Washington, August 26 (ANI): A new study has suggested that students could use help saving more money, but they don't always know it.
Most people intend to save more money, and spend less, than they currently do. If they were offered a simple way to do so, would they take it? New research suggests the answer is no.
And the reason is that their very good intentions can give rise to a sense of optimism that leads them to undervalue opportunities that could make it easier to actually achieve a long-term savings goal.
"Our results highlight the costs of being too optimistic," said the study's senior author, psychology professor Derek Koehler.
Researchers at Waterloo asked students in the university's co- operative education program to set a savings goal at the beginning of a work term, and then asked them again at the end of the term whether they had met their goal. Co-op students alternate work and study terms, and most plan to save much of their earnings from the work term for use during the subsequent study term.
At the beginning of the term, the students expressed strong intentions to save and estimated their chances of doing so to be quite high, around 85 per cent on average.

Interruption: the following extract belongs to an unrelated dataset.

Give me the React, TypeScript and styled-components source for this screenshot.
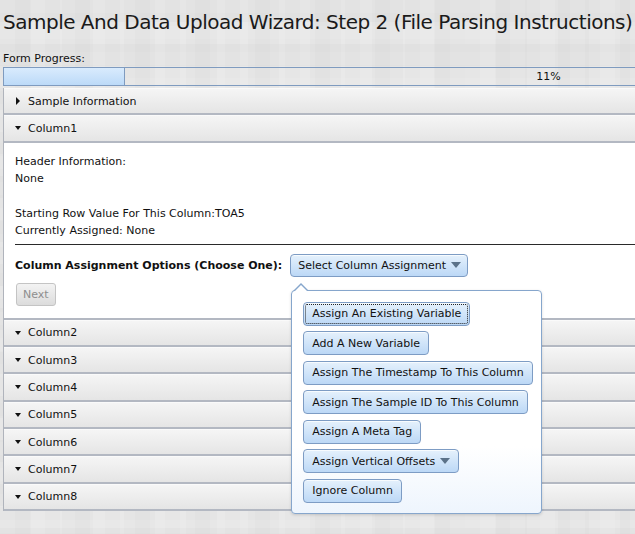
import React from "react";
import styled, { createGlobalStyle } from "styled-components";

const GlobalStyle = createGlobalStyle`
  html, body {
    margin: 0;
    padding: 0;
    overflow: hidden;
  }
  body {
    background-color: #e6e6e6;
    background-image:
      linear-gradient(90deg, rgba(255,255,255,0.10) 50%, rgba(255,255,255,0) 50%),
      linear-gradient(rgba(0,0,0,0.018) 50%, rgba(0,0,0,0) 50%),
      linear-gradient(90deg, rgba(0,0,0,0.015) 50%, rgba(0,0,0,0) 50%),
      linear-gradient(rgba(255,255,255,0.08) 50%, rgba(255,255,255,0) 50%);
    background-size: 30px 30px, 44px 44px, 62px 62px, 26px 26px;
    font-family: "DejaVu Sans", Verdana, sans-serif;
    color: #111;
    width: 635px;
    height: 534px;
  }
`;

const Page = styled.div`
  width: 1094px;
  padding: 0 0 0 3px;
  box-sizing: border-box;
`;

const Title = styled.h1`
  margin: 0;
  padding-top: 10px;
  font-size: 20px;
  font-weight: normal;
  line-height: 24px;
  letter-spacing: -0.5px;
  color: #1a1a1a;
  white-space: nowrap;
`;

const ProgressLabel = styled.div`
  margin-top: 18px;
  font-size: 11px;
  line-height: 14px;
`;

const ProgressBar = styled.div`
  position: relative;
  margin-top: 1px;
  height: 17px;
  border: 1px solid #7f9bbf;
  display: flex;
`;

const ProgressFill = styled.div`
  height: 100%;
  background: linear-gradient(#d9ebfd, #bcdaf8);
  border-right: 1px solid #7f9bbf;
`;

const ProgressText = styled.div`
  position: absolute;
  left: 0;
  right: 0;
  top: 0;
  text-align: center;
  font-size: 11px;
  line-height: 17px;
`;

const Accordion = styled.div`
  margin-top: 2px;
  border-left: 1px solid #b0b4bc;
  border-right: 1px solid #b0b4bc;
`;

const Header = styled.div`
  height: 24.33px;
  box-sizing: content-box;
  border-top: 1px solid #fafafa;
  border-bottom: 2px solid #b3b8c2;
  background: linear-gradient(#f5f5f5, #e5e5e5);
  display: flex;
  align-items: center;
  padding-left: 11px;
  font-size: 11px;
`;

const Arrow = styled.span<{ open?: boolean }>`
  display: inline-block;
  width: 0;
  height: 0;
  ${(p) =>
    p.open
      ? `border-left: 3.5px solid transparent; border-right: 3.5px solid transparent; border-top: 4px solid #111; margin-right: 7px;`
      : `border-top: 4px solid transparent; border-bottom: 4px solid transparent; border-left: 4px solid #111; margin-left: 1px; margin-right: 8px;`}
`;

const Panel = styled.div`
  background: #fff;
  padding: 10px 0 12px 11px;
  border-bottom: 2px solid #b3b8c2;
  font-size: 11px;
  line-height: 17px;
`;

const Line = styled.div`
  white-space: nowrap;
`;

const Spacer = styled.div`
  height: 18px;
`;

const Rule = styled.hr`
  margin: 5px 0 0 0;
  border: none;
  border-top: 1px solid #2a2a2a;
  height: 0;
`;

const OptionRow = styled.div`
  display: flex;
  align-items: center;
  margin-top: 9px;
  gap: 8px;
`;

const BoldLabel = styled.span`
  font-weight: bold;
  white-space: nowrap;
`;

const SelectWrap = styled.div`
  position: relative;
`;

const BlueButton = styled.button<{ focused?: boolean }>`
  font-family: "DejaVu Sans", Verdana, sans-serif;
  font-size: 11px;
  color: #111;
  height: 24px;
  padding: 0 8px;
  border: 1px solid #7d9cc4;
  border-radius: 4px;
  background: linear-gradient(#e5f1fc, #bcd8f6);
  box-shadow: inset 0 1px 0 rgba(255, 255, 255, 0.7);
  display: inline-flex;
  align-items: center;
  white-space: nowrap;
  cursor: pointer;
  align-self: flex-start;
  ${(p) => (p.focused ? `outline: 1px dotted #222; outline-offset: -3px;` : ``)}
`;

const SelectButton = styled(BlueButton)`
  height: 23px;
  padding: 0 6px 0 7px;
`;

const Caret = styled.span`
  display: inline-block;
  width: 0;
  height: 0;
  margin-left: 5px;
  border-left: 5px solid transparent;
  border-right: 5px solid transparent;
  border-top: 6px solid #5b7289;
`;

const NextButton = styled.button`
  margin-top: 6px;
  margin-left: 1px;
  font-family: "DejaVu Sans", Verdana, sans-serif;
  font-size: 11px;
  color: #8e8e8e;
  height: 23px;
  padding: 0 6px;
  border: 1px solid #c4c4c4;
  border-radius: 3px;
  background: linear-gradient(#f3f3f3, #dcdcdc);
  display: block;
`;

const Popup = styled.div`
  position: absolute;
  left: 1px;
  top: 36px;
  width: 226px;
  padding: 11px 12px 10px 11px;
  background: linear-gradient(#ffffff 70%, #eef5fd);
  border: 1px solid #86a6cc;
  border-radius: 4px;
  box-shadow: 0 1px 3px rgba(0, 0, 0, 0.15);
  display: flex;
  flex-direction: column;
  gap: 5.5px;
  z-index: 10;
  &::before {
    content: "";
    position: absolute;
    left: 1px;
    top: -8px;
    border-left: 8px solid transparent;
    border-right: 8px solid transparent;
    border-bottom: 8px solid #86a6cc;
  }
  &::after {
    content: "";
    position: absolute;
    left: 2px;
    top: -6px;
    border-left: 7px solid transparent;
    border-right: 7px solid transparent;
    border-bottom: 7px solid #ffffff;
  }
`;

const options = [
  "Assign An Existing Variable",
  "Add A New Variable",
  "Assign The Timestamp To This Column",
  "Assign The Sample ID To This Column",
  "Assign A Meta Tag",
  "Assign Vertical Offsets",
  "Ignore Column",
];

export default function App() {
  const progress = 11;
  return (
    <>
      <GlobalStyle />
      <Page>
        <Title>Sample And Data Upload Wizard: Step 2 (File Parsing Instructions)</Title>
        <ProgressLabel>Form Progress:</ProgressLabel>
        <ProgressBar>
          <ProgressFill style={{ width: `${progress}%` }} />
          <ProgressText>{progress}%</ProgressText>
        </ProgressBar>
        <Accordion>
          <Header>
            <Arrow />
            Sample Information
          </Header>
          <Header>
            <Arrow open />
            Column1
          </Header>
          <Panel>
            <Line>Header Information:</Line>
            <Line>None</Line>
            <Spacer />
            <Line>Starting Row Value For This Column:TOA5</Line>
            <Line>Currently Assigned: None</Line>
            <Rule />
            <OptionRow>
              <BoldLabel>Column Assignment Options (Choose One):</BoldLabel>
              <SelectWrap>
                <SelectButton>
                  Select Column Assignment
                  <Caret />
                </SelectButton>
                <Popup>
                  {options.map((o, i) => (
                    <BlueButton key={o} focused={i === 0}>
                      {o}
                      {o === "Assign Vertical Offsets" && <Caret />}
                    </BlueButton>
                  ))}
                </Popup>
              </SelectWrap>
            </OptionRow>
            <NextButton disabled>Next</NextButton>
          </Panel>
          {[2, 3, 4, 5, 6, 7, 8].map((n) => (
            <Header key={n}>
              <Arrow open />
              Column{n}
            </Header>
          ))}
        </Accordion>
      </Page>
    </>
  );
}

But only 65 per cent of the students reported having been successful.
Some of the students were offered enrolment in a program that could help them to save. The program required them to monitor their savings and report their progress every other week during their work term. It turns out that the students in the program were more successful at achieving their savings goals.

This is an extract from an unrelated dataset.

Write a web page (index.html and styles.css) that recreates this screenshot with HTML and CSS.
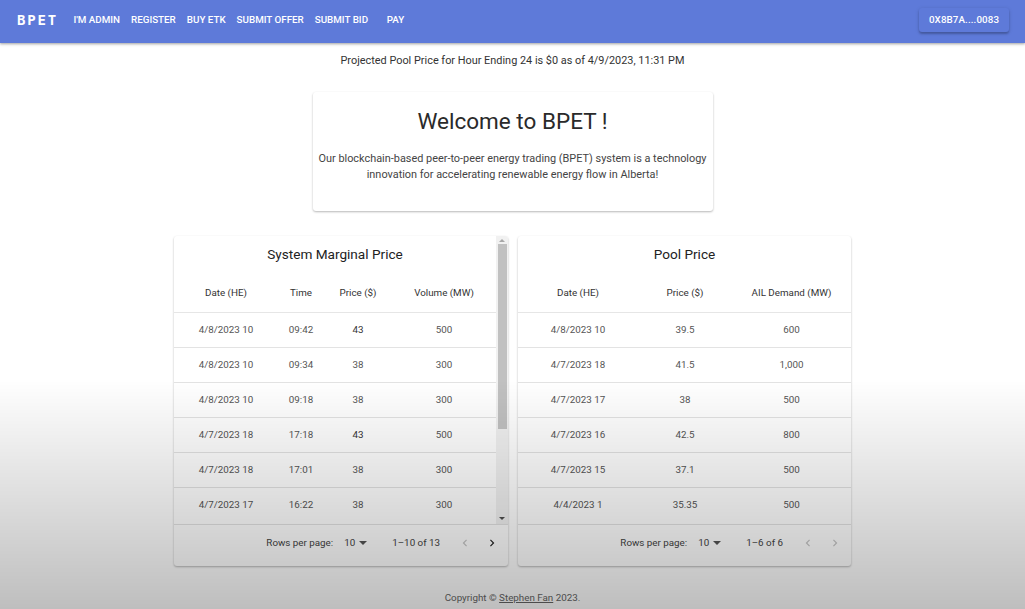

Although the progress-report program helped the students to save, the students failed to recognize its benefits.
In a second study, the progress-report program was described to another group of students, who were asked how much they were willing to pay to be enrolled in it. (The cost was deducted from an 8 dollar payment the students received for being in the study.)
Students were typically unwilling to pay more than 1 dollar for the program, and the most common response was zero.
The study's authors suggest that being overly optimistic about achieving future goals, whether in saving money or in some other aspect of life, can be costly if it leads people to overlook ways in which they could make it easier to accomplish those goals.
The study, Good Intentions, Optimistic Self-Predictions, and Missed Opportunities, is scheduled to appear in a forthcoming issue of the journal Social Psychological and Personality Science. It is available online at spp.sagepub.com/content/early/recent. (ANI)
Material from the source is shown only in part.